The rising cost of British lamb comes as the price of its main competitor, New Zealand lamb, has fallen by about a fifth year-on-year to less than £3 a kg after a glut of Australian lamb on global markets and weak orders from China.
Lamb from Australia and New Zealand is also able to be sold more cheaply in the UK as a result of new trade deals which remove tariffs on a greater quantity of meat. However, imports have not risen as sharply as expected, with attacks by Yemen-based militants on Red Sea cargo ships delaying shipments.
The rapidly changing market has prompted Morrisons, the UK’s fifth-largest supermarket which is thought to buy more than 10% of British lamb, to drop a seven-year commitment to selling 100% British lamb.
Morrisons said it would “trial” selling New Zealand lamb in 39 stores later this week.
Industry experts said that other supermarkets with similar promises are likely to come under pressure to change. However, Waitrose, Marks & Spencer and the Co-op all said they had no plans to ditch their commitments to 100% British lamb.

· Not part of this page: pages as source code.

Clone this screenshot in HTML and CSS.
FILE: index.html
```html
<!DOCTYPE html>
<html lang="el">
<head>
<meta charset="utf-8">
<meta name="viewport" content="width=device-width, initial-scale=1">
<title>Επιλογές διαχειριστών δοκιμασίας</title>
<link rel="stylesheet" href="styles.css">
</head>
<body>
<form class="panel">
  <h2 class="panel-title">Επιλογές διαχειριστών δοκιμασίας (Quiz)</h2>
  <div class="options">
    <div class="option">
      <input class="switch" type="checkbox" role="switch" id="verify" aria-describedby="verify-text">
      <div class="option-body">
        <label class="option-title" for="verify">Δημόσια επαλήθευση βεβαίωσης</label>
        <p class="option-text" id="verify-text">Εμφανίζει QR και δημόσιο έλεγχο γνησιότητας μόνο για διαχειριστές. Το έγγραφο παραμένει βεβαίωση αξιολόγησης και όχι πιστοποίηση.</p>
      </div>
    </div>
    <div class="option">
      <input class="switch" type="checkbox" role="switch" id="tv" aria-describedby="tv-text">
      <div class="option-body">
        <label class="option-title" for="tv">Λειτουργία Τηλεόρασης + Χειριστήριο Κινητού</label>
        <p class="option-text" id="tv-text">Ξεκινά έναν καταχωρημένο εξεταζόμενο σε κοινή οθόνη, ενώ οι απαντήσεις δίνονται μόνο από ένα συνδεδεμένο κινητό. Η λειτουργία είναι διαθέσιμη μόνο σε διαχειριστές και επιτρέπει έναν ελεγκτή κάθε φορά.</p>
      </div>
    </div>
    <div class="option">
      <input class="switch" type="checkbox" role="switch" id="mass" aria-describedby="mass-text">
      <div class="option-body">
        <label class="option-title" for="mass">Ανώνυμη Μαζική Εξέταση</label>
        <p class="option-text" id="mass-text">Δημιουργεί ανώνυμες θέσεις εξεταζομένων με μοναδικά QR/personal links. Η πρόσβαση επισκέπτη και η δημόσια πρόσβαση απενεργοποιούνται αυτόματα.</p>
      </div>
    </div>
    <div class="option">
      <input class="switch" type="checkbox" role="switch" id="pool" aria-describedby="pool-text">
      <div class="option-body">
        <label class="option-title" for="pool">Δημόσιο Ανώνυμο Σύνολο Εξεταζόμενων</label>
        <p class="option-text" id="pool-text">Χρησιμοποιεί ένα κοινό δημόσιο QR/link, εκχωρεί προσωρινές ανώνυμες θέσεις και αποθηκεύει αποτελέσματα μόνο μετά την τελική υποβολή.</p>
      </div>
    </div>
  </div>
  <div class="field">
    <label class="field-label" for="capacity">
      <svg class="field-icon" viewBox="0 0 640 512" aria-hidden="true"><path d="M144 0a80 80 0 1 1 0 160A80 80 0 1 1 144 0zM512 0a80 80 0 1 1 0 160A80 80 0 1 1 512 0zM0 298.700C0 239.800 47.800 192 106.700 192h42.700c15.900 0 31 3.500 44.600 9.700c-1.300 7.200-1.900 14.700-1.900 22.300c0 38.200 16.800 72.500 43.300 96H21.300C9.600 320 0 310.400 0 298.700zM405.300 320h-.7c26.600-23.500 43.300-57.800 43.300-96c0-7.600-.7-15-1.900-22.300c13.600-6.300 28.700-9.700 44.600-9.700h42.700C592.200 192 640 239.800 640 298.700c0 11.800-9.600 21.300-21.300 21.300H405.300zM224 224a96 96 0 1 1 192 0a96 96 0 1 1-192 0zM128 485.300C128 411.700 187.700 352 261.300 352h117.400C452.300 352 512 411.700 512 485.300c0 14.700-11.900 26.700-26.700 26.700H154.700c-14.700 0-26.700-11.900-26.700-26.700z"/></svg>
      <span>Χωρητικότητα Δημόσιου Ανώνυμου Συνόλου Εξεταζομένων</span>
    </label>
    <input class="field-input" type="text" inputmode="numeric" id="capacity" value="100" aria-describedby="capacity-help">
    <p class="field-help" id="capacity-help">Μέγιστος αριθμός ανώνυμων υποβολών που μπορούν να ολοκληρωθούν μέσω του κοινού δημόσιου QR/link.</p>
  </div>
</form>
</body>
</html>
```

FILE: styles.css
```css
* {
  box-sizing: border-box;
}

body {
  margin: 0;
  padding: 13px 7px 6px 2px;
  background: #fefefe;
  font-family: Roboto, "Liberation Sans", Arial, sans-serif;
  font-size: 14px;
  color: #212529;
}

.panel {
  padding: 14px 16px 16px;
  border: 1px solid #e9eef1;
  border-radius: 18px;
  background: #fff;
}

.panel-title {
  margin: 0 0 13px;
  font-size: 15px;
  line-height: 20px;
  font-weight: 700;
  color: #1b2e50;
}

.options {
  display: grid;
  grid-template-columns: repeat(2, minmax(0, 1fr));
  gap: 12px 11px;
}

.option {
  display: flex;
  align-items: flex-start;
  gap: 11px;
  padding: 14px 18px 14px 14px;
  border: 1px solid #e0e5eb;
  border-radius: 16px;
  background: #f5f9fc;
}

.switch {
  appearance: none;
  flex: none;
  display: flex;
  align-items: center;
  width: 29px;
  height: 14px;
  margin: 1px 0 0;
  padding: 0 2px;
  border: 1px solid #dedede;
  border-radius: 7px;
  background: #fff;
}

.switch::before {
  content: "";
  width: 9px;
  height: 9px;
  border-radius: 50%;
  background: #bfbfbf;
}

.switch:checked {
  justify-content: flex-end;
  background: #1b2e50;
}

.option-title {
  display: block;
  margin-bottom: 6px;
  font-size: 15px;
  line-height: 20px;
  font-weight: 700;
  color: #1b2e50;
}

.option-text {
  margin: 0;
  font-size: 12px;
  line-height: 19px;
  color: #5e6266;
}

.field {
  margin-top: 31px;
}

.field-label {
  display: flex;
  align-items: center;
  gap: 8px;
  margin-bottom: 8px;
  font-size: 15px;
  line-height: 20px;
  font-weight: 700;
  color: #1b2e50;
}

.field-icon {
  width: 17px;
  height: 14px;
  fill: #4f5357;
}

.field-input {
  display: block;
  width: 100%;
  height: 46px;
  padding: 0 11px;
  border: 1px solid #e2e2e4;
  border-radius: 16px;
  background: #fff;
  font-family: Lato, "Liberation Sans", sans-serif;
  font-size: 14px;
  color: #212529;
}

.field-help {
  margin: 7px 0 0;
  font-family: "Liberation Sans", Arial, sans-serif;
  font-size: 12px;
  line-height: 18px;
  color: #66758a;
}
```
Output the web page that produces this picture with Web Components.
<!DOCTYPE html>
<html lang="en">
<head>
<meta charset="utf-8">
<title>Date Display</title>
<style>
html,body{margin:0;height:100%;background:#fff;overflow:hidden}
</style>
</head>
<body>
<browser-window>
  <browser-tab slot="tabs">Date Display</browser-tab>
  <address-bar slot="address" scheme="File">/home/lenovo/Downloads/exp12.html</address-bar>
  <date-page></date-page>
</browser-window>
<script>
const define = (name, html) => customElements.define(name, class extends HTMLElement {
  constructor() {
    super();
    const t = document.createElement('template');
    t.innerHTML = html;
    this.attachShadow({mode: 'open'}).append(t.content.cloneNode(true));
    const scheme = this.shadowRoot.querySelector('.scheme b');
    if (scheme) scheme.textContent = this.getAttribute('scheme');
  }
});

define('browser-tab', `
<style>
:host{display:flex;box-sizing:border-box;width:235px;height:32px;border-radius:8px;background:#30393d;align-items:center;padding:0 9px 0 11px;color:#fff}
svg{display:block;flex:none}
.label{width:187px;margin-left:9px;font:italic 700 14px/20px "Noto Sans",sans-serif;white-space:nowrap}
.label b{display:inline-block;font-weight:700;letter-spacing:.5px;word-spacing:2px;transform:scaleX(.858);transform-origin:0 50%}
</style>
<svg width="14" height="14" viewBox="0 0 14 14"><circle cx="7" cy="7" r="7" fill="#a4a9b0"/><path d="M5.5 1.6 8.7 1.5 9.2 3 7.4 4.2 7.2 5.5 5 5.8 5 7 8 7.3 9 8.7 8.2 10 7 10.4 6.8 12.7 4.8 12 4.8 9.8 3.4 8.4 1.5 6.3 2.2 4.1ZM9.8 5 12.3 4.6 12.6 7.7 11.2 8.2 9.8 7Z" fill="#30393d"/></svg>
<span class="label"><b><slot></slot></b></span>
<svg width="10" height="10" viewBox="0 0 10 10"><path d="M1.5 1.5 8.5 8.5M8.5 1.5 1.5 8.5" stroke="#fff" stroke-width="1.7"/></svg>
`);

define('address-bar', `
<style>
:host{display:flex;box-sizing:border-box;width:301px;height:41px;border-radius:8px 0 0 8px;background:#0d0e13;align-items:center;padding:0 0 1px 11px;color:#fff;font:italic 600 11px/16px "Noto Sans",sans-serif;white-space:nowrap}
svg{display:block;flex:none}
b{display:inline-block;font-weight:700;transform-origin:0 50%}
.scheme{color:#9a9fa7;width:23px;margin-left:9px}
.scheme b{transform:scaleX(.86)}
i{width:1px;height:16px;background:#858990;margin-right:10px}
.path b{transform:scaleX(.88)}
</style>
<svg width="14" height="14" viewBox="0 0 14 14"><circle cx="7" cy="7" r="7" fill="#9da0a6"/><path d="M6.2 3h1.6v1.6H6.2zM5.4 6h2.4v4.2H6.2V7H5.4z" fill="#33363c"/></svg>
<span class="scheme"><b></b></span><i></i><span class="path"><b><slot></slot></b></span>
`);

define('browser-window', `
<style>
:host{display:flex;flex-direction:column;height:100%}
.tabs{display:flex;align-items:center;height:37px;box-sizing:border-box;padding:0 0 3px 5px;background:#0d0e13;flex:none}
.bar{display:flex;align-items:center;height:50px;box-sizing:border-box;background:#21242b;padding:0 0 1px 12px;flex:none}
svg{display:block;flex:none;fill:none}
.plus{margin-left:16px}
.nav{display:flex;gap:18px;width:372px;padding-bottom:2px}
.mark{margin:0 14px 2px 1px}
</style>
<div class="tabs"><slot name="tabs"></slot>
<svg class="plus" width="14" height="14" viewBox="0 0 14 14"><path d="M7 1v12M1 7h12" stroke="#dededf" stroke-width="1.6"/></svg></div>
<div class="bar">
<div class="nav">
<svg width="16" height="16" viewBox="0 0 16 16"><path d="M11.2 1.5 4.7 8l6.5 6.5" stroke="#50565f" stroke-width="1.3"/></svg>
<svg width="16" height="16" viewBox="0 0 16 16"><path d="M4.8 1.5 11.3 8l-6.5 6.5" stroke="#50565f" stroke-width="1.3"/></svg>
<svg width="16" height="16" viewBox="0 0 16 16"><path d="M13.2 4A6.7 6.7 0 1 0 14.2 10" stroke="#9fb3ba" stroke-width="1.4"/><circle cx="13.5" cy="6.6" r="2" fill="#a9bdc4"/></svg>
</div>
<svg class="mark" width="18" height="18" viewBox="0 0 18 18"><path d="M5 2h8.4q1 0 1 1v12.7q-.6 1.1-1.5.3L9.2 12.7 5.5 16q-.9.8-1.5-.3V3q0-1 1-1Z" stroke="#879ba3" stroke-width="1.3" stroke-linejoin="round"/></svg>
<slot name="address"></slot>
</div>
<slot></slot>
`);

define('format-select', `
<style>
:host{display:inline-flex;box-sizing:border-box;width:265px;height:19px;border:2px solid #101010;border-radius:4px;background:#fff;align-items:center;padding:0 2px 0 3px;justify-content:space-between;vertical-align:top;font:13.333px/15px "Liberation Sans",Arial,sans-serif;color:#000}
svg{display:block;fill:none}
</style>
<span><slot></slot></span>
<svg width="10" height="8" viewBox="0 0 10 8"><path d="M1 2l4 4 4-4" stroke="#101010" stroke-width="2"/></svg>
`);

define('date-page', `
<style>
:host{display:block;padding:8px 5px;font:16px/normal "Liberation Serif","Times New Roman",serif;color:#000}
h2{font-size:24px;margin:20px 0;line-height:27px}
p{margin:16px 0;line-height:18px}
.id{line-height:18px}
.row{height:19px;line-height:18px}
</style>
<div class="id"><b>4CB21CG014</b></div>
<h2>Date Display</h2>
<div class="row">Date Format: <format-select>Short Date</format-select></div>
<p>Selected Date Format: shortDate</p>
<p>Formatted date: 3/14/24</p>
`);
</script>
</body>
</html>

“The trial follows an extensive exercise listening to customers who were very clear that they want us to sell lamb at a more accessible price all year round,” said a Morrisons spokesperson. “The blunt commercial reality is that New Zealand lamb is cheaper to source, and therefore cheaper to sell, than British lamb.
“We will remain 100% British lamb on all our butchers’ counters, and the New Zealand lamb will of course be clearly labelled so customers in these trial stores will see the difference and can make a choice.
“We do not intend this move to mean a reduction in the overall volumes of lamb that we buy directly from British farmers.”
The NFU said it had written to the boss of Morrisons and other top retailers in April to secure a commitment to local sourcing in a move to maintain food production and safeguard security.
Its livestock board chair, David Barton, said: “It’s all the more disappointing that our own homegrown lamb is likely to be replaced by products from overseas with significant food miles and produced to potentially lower standards.”
Phil Stocker, the chief executive of the National Sheep Association (NSA), said the timing of the announcement alongside Rishi Sunak’s Farm to Fork Summit, an event designed to show support for UK agriculture, was “quite unbelievable”.
He added: “This is a very poor decision, and something NSA warned could happen during the negotiations around the new trade deals agreed with Australia and New Zealand last year.”